Atlantic Shores Offshore Wind LLC, a 50-50 joint venture between EDF Renewables North America and Shell New Energies US LLC, on 10 December submitted a proposal to the New Jersey Board of Public Utilities to supply the state with up to 2.3GW of renewable wind energy. New Jersey plans to award between 1.2GW and 2.4GW of offshore wind energy projects as part of a second solicitation for such capacity. Atlantic Shores estimates that its first project would be completed as early as 2027.

And development of the onshore supply chain for offshore facilities also ramped up in recent weeks. On November 12, Norway's Equinor announced plans to locate what it said would the US' first offshore wind tower manufacturing facility at the Port of Albany in upstate New York.

But there are still worries about shipyard capacity.
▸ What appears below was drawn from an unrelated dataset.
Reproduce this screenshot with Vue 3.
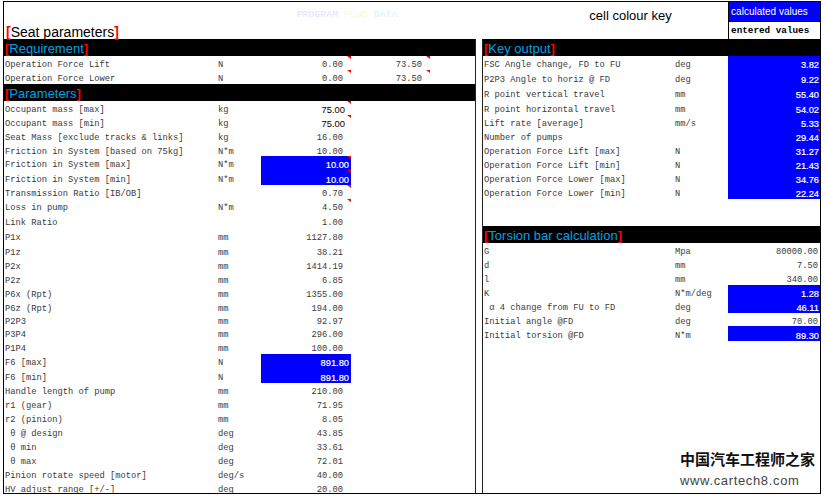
<script setup>
const reqRows = [
  { l: 'Operation Force Lift', u: 'N', v: '0.00', w: '73.50', h: 14, mark: 1, markW: 1 },
  { l: 'Operation Force Lower', u: 'N', v: '0.00', w: '73.50', h: 14, mark: 1, markW: 1 }
]
const paramRows = [
  { l: 'Occupant mass [max]', u: 'kg', v: '75.00', h: 14, sans: 1, mark: 1 },
  { l: 'Occupant mass [min]', u: 'kg', v: '75.00', h: 14, sans: 1, mark: 1 },
  { l: 'Seat Mass [exclude tracks & links]', u: 'kg', v: '16.00', h: 14 },
  { l: 'Friction in System [based on 75kg]', u: 'N*m', v: '10.00', h: 13 },
  { l: 'Friction in System [max]', u: 'N*m', v: '10.00', h: 14, blue: 1, mark: 1 },
  { l: 'Friction in System [min]', u: 'N*m', v: '10.00', h: 15, blue: 1, mark: 1 },
  { l: 'Transmission Ratio [IB/OB]', u: '', v: '0.70', h: 14, mark: 1 },
  { l: 'Loss in pump', u: 'N*m', v: '4.50', h: 14, mark: 1 },
  { l: 'Link Ratio', u: '', v: '1.00', h: 15 },
  { l: 'P1x', u: 'mm', v: '1127.80', h: 15 },
  { l: 'P1z', u: 'mm', v: '38.21', h: 15 },
  { l: 'P2x', u: 'mm', v: '1414.19', h: 14 },
  { l: 'P2z', u: 'mm', v: '6.85', h: 14 },
  { l: 'P6x (Rpt)', u: 'mm', v: '1355.00', h: 14 },
  { l: 'P6z (Rpt)', u: 'mm', v: '194.00', h: 13 },
  { l: 'P2P3', u: 'mm', v: '92.97', h: 13 },
  { l: 'P3P4', u: 'mm', v: '296.00', h: 14 },
  { l: 'P1P4', u: 'mm', v: '100.00', h: 14 },
  { l: 'F6 [max]', u: 'N', v: '891.80', h: 14, blue: 1 },
  { l: 'F6 [min]', u: 'N', v: '891.80', h: 15, blue: 1 },
  { l: 'Handle length of pump', u: 'mm', v: '210.00', h: 14 },
  { l: 'r1 (gear)', u: 'mm', v: '71.95', h: 14 },
  { l: 'r2 (pinion)', u: 'mm', v: '8.05', h: 14 },
  { l: ' θ @ design', u: 'deg', v: '43.85', h: 14 },
  { l: ' θ min', u: 'deg', v: '33.61', h: 14 },
  { l: ' θ max', u: 'deg', v: '72.01', h: 14 },
  { l: 'Pinion rotate speed [motor]', u: 'deg/s', v: '40.00', h: 14 },
  { l: 'HV adjust range [+/-]', u: 'deg', v: '20.00', h: 14 }
]
const keyRows = [
  { l: 'FSC Angle change, FD to FU', u: 'deg', v: '3.82', h: 14, blue: 1 },
  { l: 'P2P3 Angle to horiz @ FD', u: 'deg', v: '9.22', h: 15, blue: 1 },
  { l: 'R point vertical travel', u: 'mm', v: '55.40', h: 15, blue: 1 },
  { l: 'R point horizontal travel', u: 'mm', v: '54.02', h: 15, blue: 1 },
  { l: 'Lift rate [average]', u: 'mm/s', v: '5.33', h: 14, blue: 1 },
  { l: 'Number of pumps', u: '', v: '29.44', h: 14, blue: 1, mark: 1 },
  { l: 'Operation Force Lift [max]', u: 'N', v: '31.27', h: 14, blue: 1 },
  { l: 'Operation Force Lift [min]', u: 'N', v: '21.43', h: 14, blue: 1 },
  { l: 'Operation Force Lower [max]', u: 'N', v: '34.76', h: 14, blue: 1 },
  { l: 'Operation Force Lower [min]', u: 'N', v: '22.24', h: 14, blue: 1 }
]
const torsionRows = [
  { l: 'G', u: 'Mpa', v: '80000.00', h: 14 },
  { l: 'd', u: 'mm', v: '7.50', h: 14 },
  { l: 'l', u: 'mm', v: '340.00', h: 14 },
  { l: 'K', u: 'N*m/deg', v: '1.28', h: 14, blue: 1 },
  { l: ' α 4 change from FU to FD', u: 'deg', v: '46.11', h: 14, blue: 1 },
  { l: 'Initial angle @FD', u: 'deg', v: '70.00', h: 13 },
  { l: 'Initial torsion @FD', u: 'N*m', v: '89.30', h: 15, blue: 1 }
]
</script>

<template>
  <div class="page">
    <div class="frame">
      <header class="top">
        <div class="title-wrap">
          <h1 class="title"><i>[</i>Seat parameters<i>]</i></h1>
        </div>
        <div class="faint"><span>PROGRAM</span> <span>PLUS</span> <span>DATA</span></div>
        <div class="key-label">cell colour key</div>
        <div class="key-cells">
          <div class="key-calc">calculated values</div>
          <div class="key-enter">entered values</div>
        </div>
      </header>
      <div class="body">
        <section class="left">
          <h2 class="band"><i>[</i>Requirement<i>]</i></h2>
          <div v-for="r in reqRows" :key="r.l" class="row" :style="{ height: r.h + 'px' }">
            <span class="lab">{{ r.l }}</span>
            <span class="unit">{{ r.u }}</span>
            <span class="val">{{ r.v }}<b v-if="r.mark" class="mark"></b></span>
            <span class="val2">{{ r.w }}<b v-if="r.markW" class="mark"></b></span>
          </div>
          <h2 class="band"><i>[</i>Parameters<i>]</i></h2>
          <div v-for="r in paramRows" :key="r.l" class="row" :style="{ height: r.h + 'px' }">
            <span class="lab">{{ r.l }}</span>
            <span class="unit">{{ r.u }}</span>
            <span class="val" :class="{ blue: r.blue, sans: r.sans }">{{ r.v }}<b v-if="r.mark" class="mark"></b></span>
          </div>
        </section>
        <section class="right">
          <h2 class="band"><i>[</i>Key output<i>]</i></h2>
          <div v-for="r in keyRows" :key="r.l" class="row" :style="{ height: r.h + 'px' }">
            <span class="lab">{{ r.l }}</span>
            <span class="unit">{{ r.u }}</span>
            <span class="val" :class="{ blue: r.blue }">{{ r.v }}<b v-if="r.mark" class="mark"></b></span>
          </div>
          <div class="spacer"></div>
          <h2 class="band"><i>[</i>Torsion bar calculation<i>]</i></h2>
          <div v-for="r in torsionRows" :key="r.l" class="row" :style="{ height: r.h + 'px' }">
            <span class="lab">{{ r.l }}</span>
            <span class="unit">{{ r.u }}</span>
            <span class="val" :class="{ blue: r.blue }">{{ r.v }}</span>
          </div>
        </section>
      </div>
      <div class="stamp">
        <div class="stamp-cn">中国汽车工程师之家</div>
        <div class="stamp-url">www.cartech8.com</div>
      </div>
    </div>
  </div>
</template>

<style scoped>
.page { width: 826px; height: 497px; background: #fff; overflow: hidden; padding: 1px 0 0 3px; box-sizing: border-box; }
.frame { position: relative; width: 818px; height: 493px; border: 1px solid #000; box-sizing: border-box; display: flex; flex-direction: column; overflow: hidden; }
.top { height: 37px; display: flex; position: relative; flex: none; }
.title-wrap { width: 293px; display: flex; align-items: flex-end; padding-left: 2px; box-sizing: border-box; }
.title { margin: 0; font: 400 14px/14px "Liberation Sans", sans-serif; color: #000; }
.title i, .band i { font-style: normal; color: #f00; font-weight: 700; }
.faint { width: 292px; padding-top: 7px; font: 400 9.9px/12px "Liberation Mono", monospace; white-space: pre; color: #e6e0ff; }
.faint span:nth-child(2) { color: #fbf7d0; }
.faint span:nth-child(3) { color: #d8f0ff; }
.key-label { width: 140px; padding: 6px 0 0 1px; box-sizing: border-box; font: 400 13px/16px "Liberation Sans", sans-serif; color: #000; white-space: nowrap; }
.key-cells { width: 91px; border-left: 1px solid #000; }
.key-calc { height: 19px; background: #00f; color: #fff; font: 400 10px/19px "Liberation Sans", sans-serif; padding-left: 2px; }
.key-enter { height: 18px; border-top: 1px solid #000; box-sizing: border-box; color: #000; font: 700 9.3px/17px "Liberation Mono", monospace; padding-left: 2px; }
.body { display: flex; flex: 1; min-height: 0; }
.left { width: 472px; flex: none; border-right: 1px solid #222; box-sizing: border-box; }
.right { flex: 1; margin-left: 6px; border-left: 1px solid #222; }
.band { margin: 0; height: 17px; background: #000; color: #00a0e6; font: 400 13px/20px "Liberation Sans", sans-serif; padding-left: 1px; overflow: hidden; }
.row { position: relative; display: flex; align-items: center; font: 400 8.75px/14px "Liberation Mono", monospace; color: #3a3a3a; }
.lab { white-space: pre; width: 214px; flex: none; padding: 4px 0 0 1px; box-sizing: border-box; }
.unit { flex: none; width: 43px; padding-top: 4px; }
.val { position: relative; align-self: stretch; width: 90px; flex: none; padding: 4px 8px 0 0; box-sizing: border-box; display: flex; align-items: center; justify-content: flex-end; white-space: pre; }
.val2 { position: relative; align-self: stretch; width: 79px; flex: none; padding: 4px 8px 0 0; box-sizing: border-box; display: flex; align-items: center; justify-content: flex-end; white-space: pre; }
.sans { font: 400 9.4px/14px "Liberation Sans", sans-serif; color: #000; padding-right: 6px; }
.blue { background: #00f; color: #fff; font: 400 9.3px/14px "Liberation Sans", sans-serif; padding-right: 2px; -webkit-text-stroke: 0.2px #fff; }
.mark { position: absolute; top: 0; right: 0; width: 0; height: 0; border-top: 3px solid #f00; border-left: 4px solid transparent; }
.right .lab { width: 192px; }
.right .unit { width: 53px; }
.right .val { width: 92px; padding-right: 2px; }
.right .blue { padding-right: 1px; }
.spacer { height: 27px; }
.stamp { position: absolute; right: 4px; bottom: 3px; width: 136px; }
.stamp-cn { font: 700 15px/20px "Noto Sans CJK SC", sans-serif; white-space: nowrap; color: #111; margin-bottom: 3px; }
.stamp-url { font: 400 13px/18px "Liberation Sans", sans-serif; letter-spacing: 0.65px; white-space: nowrap; color: #444; }
</style>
There are a limited number of shipyards in the US with the capacity to construct purpose-built WTIVs given their large size, according to the GAO. In addition, one vessel owner and operator and one project developer told GAO a lack of competition may increase the price to vessel owners.

There is some government funding available through the Maritime Administration (MARAD). The builder of the crew transfer vessel for Block Island used MARAD's Capital Construction Fund program to help finance its construction. MARAD officials added that while the Federal Ship Financing Program has not been used to support WTIV construction, the agency has talked to some industry participants that indicated that they are likely to apply for such support, GAO said.

Many US ports close to planned offshore wind projects, particularly in New England, have limited ability to support offshore wind vessels because they lack the necessary space or infrastructure or are behind bridges that large WTIVs or jack-up feeder vessels could not pass underneath, it said.

But as Papavizas and Smith noted, the appetite for innovation is there, as is the inclination to play catch-up with the rest of the world in this growing renewable energy sector.